• _EXERCISE DETAILS_
Reproduce the records that follow in full, excluding any picture they contain.

• _INPUT DATA_

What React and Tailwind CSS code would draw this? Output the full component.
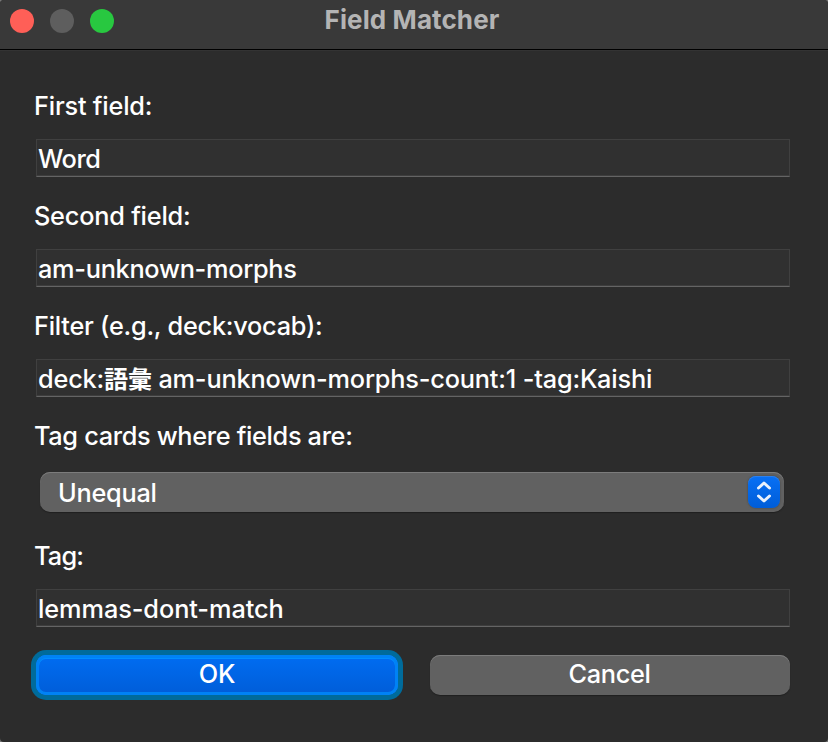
import React from "react";

function TextField({ label, value, labelTracking, valueTracking }) {
  return (
    <div className="flex flex-col gap-[17px]">
      <label className={`h-8 leading-8 whitespace-nowrap -ml-[2px] ${labelTracking}`}>{label}</label>
      <div className="h-[38px] border border-[#404040] border-b-[#646464] bg-[#303030] pl-[1px] leading-[38px] whitespace-nowrap shadow-[inset_0_-1px_0_#3d3d3d]">
        <span className={valueTracking}>{value}</span>
      </div>
    </div>
  );
}

export default function App() {
  return (
    <div className="h-[742px] w-[828px] bg-[#777777]">
      <div className="flex h-full flex-col overflow-hidden rounded-[4px] bg-[#2c2c2c] font-['Inter','Noto_Sans_CJK_JP',sans-serif] text-[25.3px] font-medium text-white">
        <header className="grid h-[50px] shrink-0 grid-cols-[1fr_auto_1fr] border-b border-black bg-[#393939] pb-2">
          <div className="flex items-center gap-4 pl-[10px]">
            <span className="size-6 rounded-full bg-[#ff5f57]" />
            <span className="size-6 rounded-full bg-[#5e5e5e]" />
            <span className="size-6 rounded-full bg-[#28c840]" />
          </div>
          <h1 className="h-10 pr-1 leading-10 text-[26px] font-bold tracking-[0.1px] text-[#b4b4b4]">Field Matcher</h1>
          <div />
        </header>
        <main className="flex flex-col gap-[23px] border-t border-[#333333] pt-[39px] pr-[38px] pl-9">
          <TextField label="First field:" value="Word" labelTracking="tracking-[-0.2px]" valueTracking="tracking-[-0.5px]" />
          <TextField label="Second field:" value="am-unknown-morphs" labelTracking="tracking-[-0.22px]" valueTracking="tracking-[-0.28px]" />
          <TextField
            label="Filter (e.g., deck:vocab):"
            value={<>deck:<span className="text-[24px] font-bold tracking-[-0.1px]">語彙</span> am-unknown-morphs-count:1 -tag:Kaishi</>}
            labelTracking="tracking-[-0.24px]"
            valueTracking="tracking-[-0.18px]"
          />
          <div className="flex flex-col gap-5">
            <label className="-ml-[2px] h-8 leading-8 tracking-[-0.33px] whitespace-nowrap">Tag cards where fields are:</label>
            <div className="mr-[6px] ml-1 mb-[5px] flex h-10 items-center justify-between rounded-[10px] bg-[#616161] pr-1 pl-[18px] shadow-[inset_0_1px_0_#7c7c7c,0_1px_1px_#202020]">
              <span className="pt-[2px] tracking-[-0.25px]">Unequal</span>
              <span className="flex size-8 items-center justify-center rounded-[8px] bg-linear-to-b from-[#0870f5] to-[#005dd8] shadow-[inset_0_1px_0_#2b80ee,0_0_2px_#404040]">
                <svg width="32" height="32" viewBox="0 0 32 32" fill="none" stroke="#e9f1fc" strokeWidth="3" strokeLinecap="round" strokeLinejoin="round">
                  <path d="M10.500 12 16 7l5.500 5M10.500 20 16 25l5.500-5" />
                </svg>
              </span>
            </div>
          </div>
          <TextField label="Tag:" value="lemmas-dont-match" labelTracking="tracking-[-0.8px]" valueTracking="tracking-[-0.07px]" />
          <div className="mt-[5px] flex gap-8">
            <button className="h-10 w-[362px] rounded-[10px] bg-linear-to-b from-[#006df2] to-[#005dd8] pb-[2px] tracking-[-0.2px] shadow-[0_0_0_5px_#006b9b,inset_0_0_0_3px_#0082f5,inset_0_1px_0_3px_#008eff]">OK</button>
            <button className="h-10 w-[360px] rounded-[10px] bg-[#616161] pr-px pb-[2px] tracking-[-0.3px] shadow-[inset_0_1px_0_#7c7c7c,0_1px_1px_#202020]">Cancel</button>
          </div>
        </main>
      </div>
    </div>
  );
}
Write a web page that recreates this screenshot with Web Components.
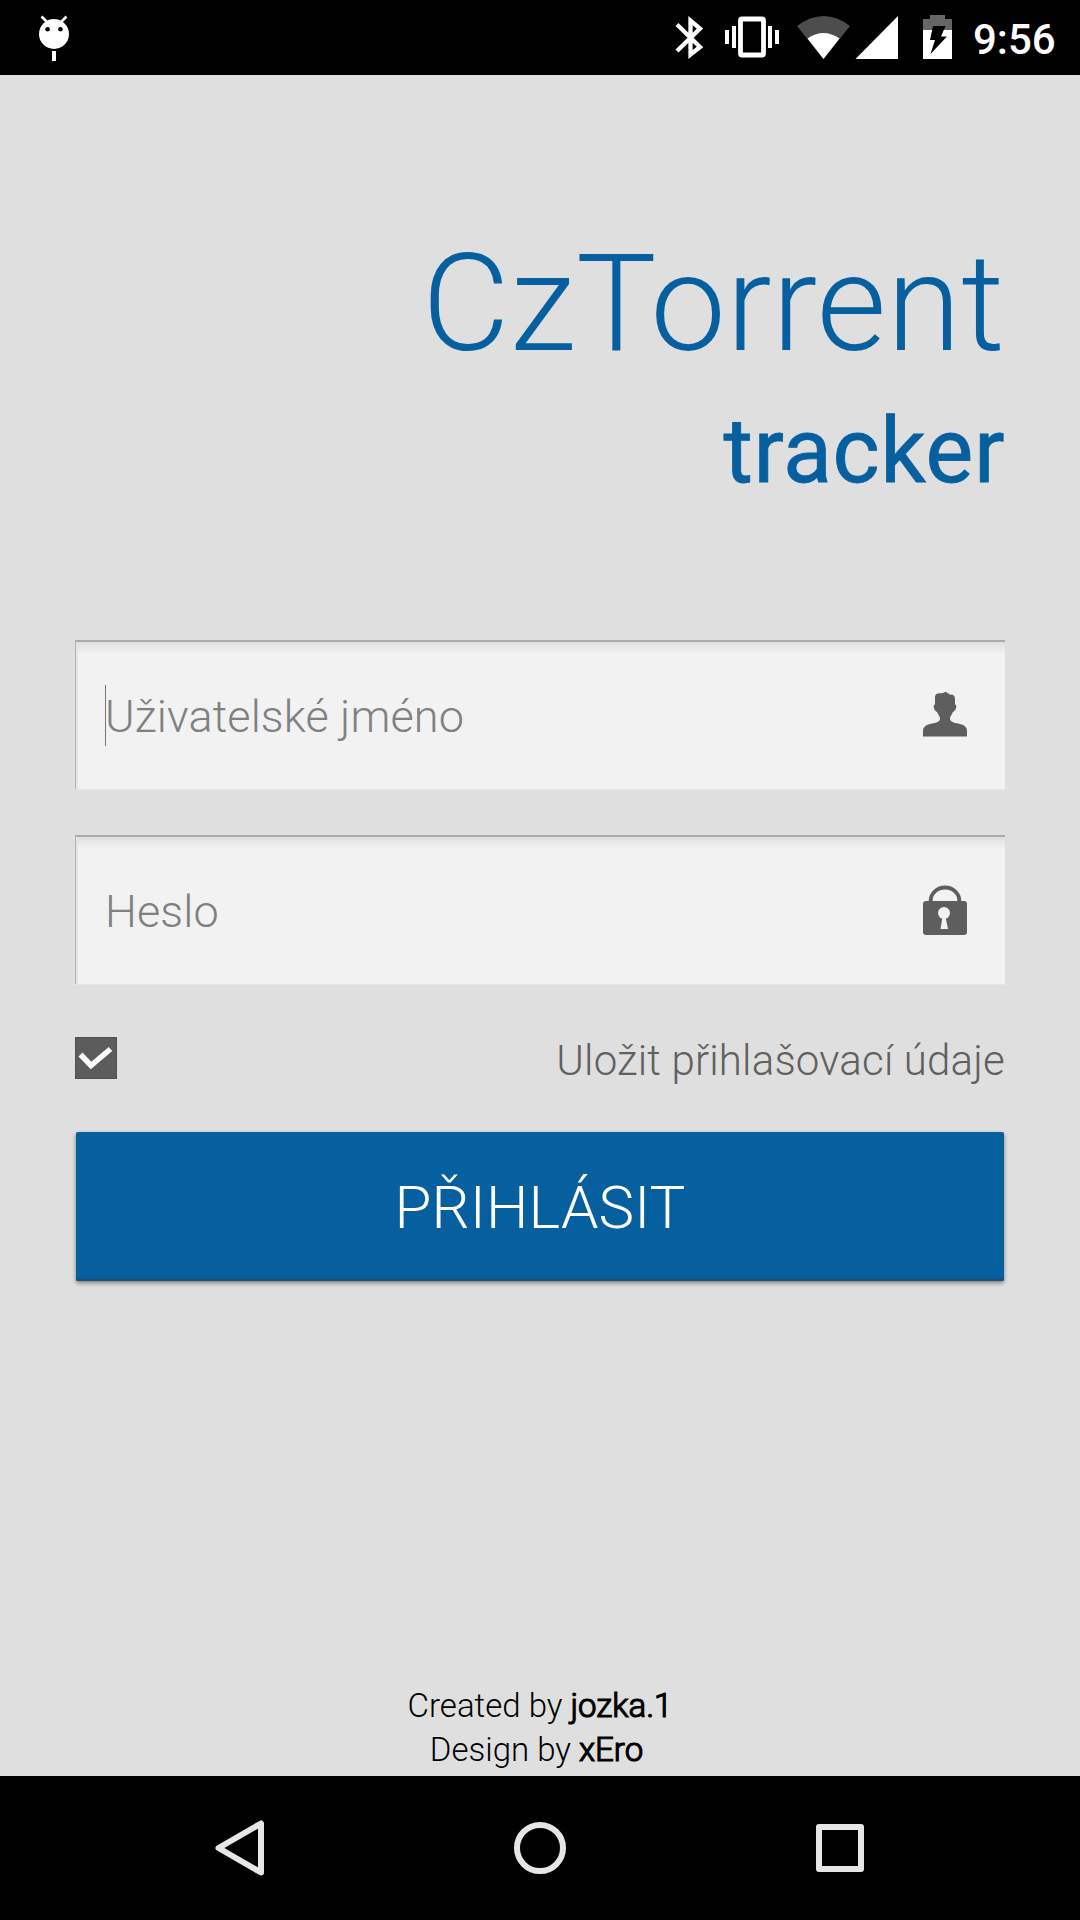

• _COMPLETE OUTPUT_
What React and Tailwind CSS code would draw this? Output the full component.
import React from "react";

function TextField({ label, value, labelTracking, valueTracking }) {
  return (
    <div className="flex flex-col gap-[17px]">
      <label className={`h-8 leading-8 whitespace-nowrap -ml-[2px] ${labelTracking}`}>{label}</label>
      <div className="h-[38px] border border-[#404040] border-b-[#646464] bg-[#303030] pl-[1px] leading-[38px] whitespace-nowrap shadow-[inset_0_-1px_0_#3d3d3d]">
        <span className={valueTracking}>{value}</span>
      </div>
    </div>
  );
}

export default function App() {
  return (
    <div className="h-[742px] w-[828px] bg-[#777777]">
      <div className="flex h-full flex-col overflow-hidden rounded-[4px] bg-[#2c2c2c] font-['Inter','Noto_Sans_CJK_JP',sans-serif] text-[25.3px] font-medium text-white">
        <header className="grid h-[50px] shrink-0 grid-cols-[1fr_auto_1fr] border-b border-black bg-[#393939] pb-2">
          <div className="flex items-center gap-4 pl-[10px]">
            <span className="size-6 rounded-full bg-[#ff5f57]" />
            <span className="size-6 rounded-full bg-[#5e5e5e]" />
            <span className="size-6 rounded-full bg-[#28c840]" />
          </div>
          <h1 className="h-10 pr-1 leading-10 text-[26px] font-bold tracking-[0.1px] text-[#b4b4b4]">Field Matcher</h1>
          <div />
        </header>
        <main className="flex flex-col gap-[23px] border-t border-[#333333] pt-[39px] pr-[38px] pl-9">
          <TextField label="First field:" value="Word" labelTracking="tracking-[-0.2px]" valueTracking="tracking-[-0.5px]" />
          <TextField label="Second field:" value="am-unknown-morphs" labelTracking="tracking-[-0.22px]" valueTracking="tracking-[-0.28px]" />
          <TextField
            label="Filter (e.g., deck:vocab):"
            value={<>deck:<span className="text-[24px] font-bold tracking-[-0.1px]">語彙</span> am-unknown-morphs-count:1 -tag:Kaishi</>}
            labelTracking="tracking-[-0.24px]"
            valueTracking="tracking-[-0.18px]"
          />
          <div className="flex flex-col gap-5">
            <label className="-ml-[2px] h-8 leading-8 tracking-[-0.33px] whitespace-nowrap">Tag cards where fields are:</label>
            <div className="mr-[6px] ml-1 mb-[5px] flex h-10 items-center justify-between rounded-[10px] bg-[#616161] pr-1 pl-[18px] shadow-[inset_0_1px_0_#7c7c7c,0_1px_1px_#202020]">
              <span className="pt-[2px] tracking-[-0.25px]">Unequal</span>
              <span className="flex size-8 items-center justify-center rounded-[8px] bg-linear-to-b from-[#0870f5] to-[#005dd8] shadow-[inset_0_1px_0_#2b80ee,0_0_2px_#404040]">
                <svg width="32" height="32" viewBox="0 0 32 32" fill="none" stroke="#e9f1fc" strokeWidth="3" strokeLinecap="round" strokeLinejoin="round">
                  <path d="M10.500 12 16 7l5.500 5M10.500 20 16 25l5.500-5" />
                </svg>
              </span>
            </div>
          </div>
          <TextField label="Tag:" value="lemmas-dont-match" labelTracking="tracking-[-0.8px]" valueTracking="tracking-[-0.07px]" />
          <div className="mt-[5px] flex gap-8">
            <button className="h-10 w-[362px] rounded-[10px] bg-linear-to-b from-[#006df2] to-[#005dd8] pb-[2px] tracking-[-0.2px] shadow-[0_0_0_5px_#006b9b,inset_0_0_0_3px_#0082f5,inset_0_1px_0_3px_#008eff]">OK</button>
            <button className="h-10 w-[360px] rounded-[10px] bg-[#616161] pr-px pb-[2px] tracking-[-0.3px] shadow-[inset_0_1px_0_#7c7c7c,0_1px_1px_#202020]">Cancel</button>
          </div>
        </main>
      </div>
    </div>
  );
}
Write a web page that recreates this screenshot with Web Components.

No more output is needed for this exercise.